Continuing his efforts to turn the Lower Ninth Ward into an environmentally sustainable, largely solar-powered and “high-powered neighborhood,” Brad Pitt and Co. (through his Make it Right Foundation) today opened the most technologically advanced playground in North America. 

Kellogg Park (so-named after the contributing Kellogg’s Corporate Citizenship Fund) features $500,000 worth of equipment, landscaping and donated manpower, with donations from architectural firms BNIM and John Williams, and the mid-century modernists at KOMPAN Inc. (I guess the days of tanbark, sawdust and rusty monkey bars are over.) 

Make it Right, along with the PlayGreen Initiative, developed an eco-friendly play space, with all the bells and whistles Pitt and Make it Right have integrated into their batch of sustainable homes — rest assured, they’re not replacing the Lower Ninth with an Ikea.
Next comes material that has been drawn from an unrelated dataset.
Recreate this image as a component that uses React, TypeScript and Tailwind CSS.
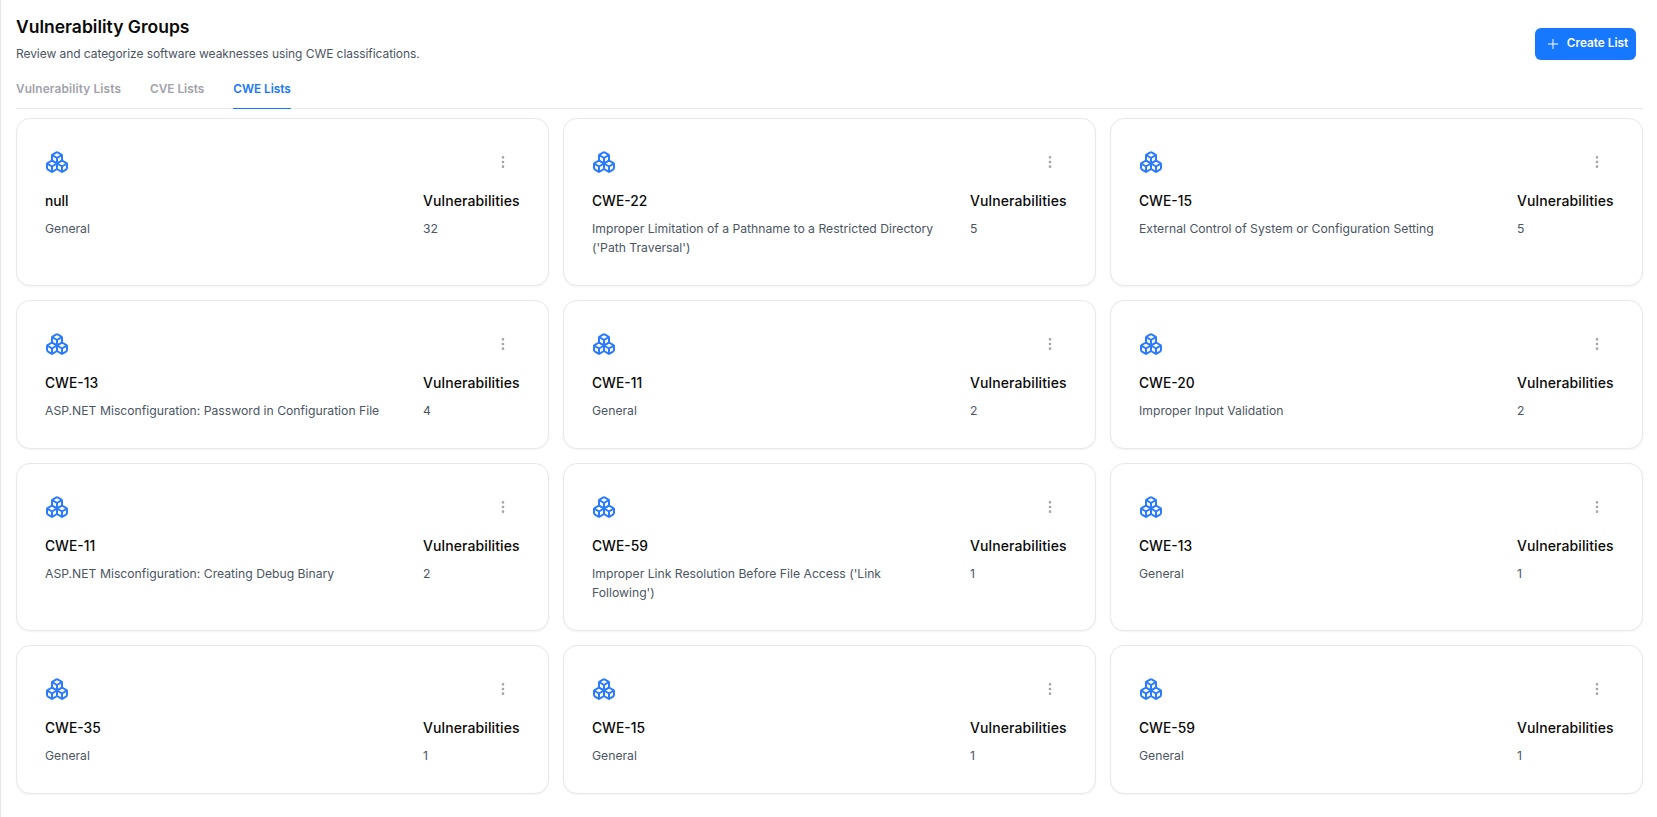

The site is another example of the power of potential Pitt’s invested in the neighborhood’s future.

Tim Knowlton, Kellogg Company vice president of corporate social responsibility, dedicated the park to the kids, who, after three years, finally get a post-K playground — that just happens to be worth half a million dollars. 

In further New Orleans playground news, on Nov. 28, KaBOOM!’s Operation Playground completed a project at the Abramson Science & Technology Charter School with the help of more than 200 volunteers from the community and from the State Farm Bayou Classic. The next scheduled Operation Playground construction is Dec. 6 at Gentilly Terrace Elementary School.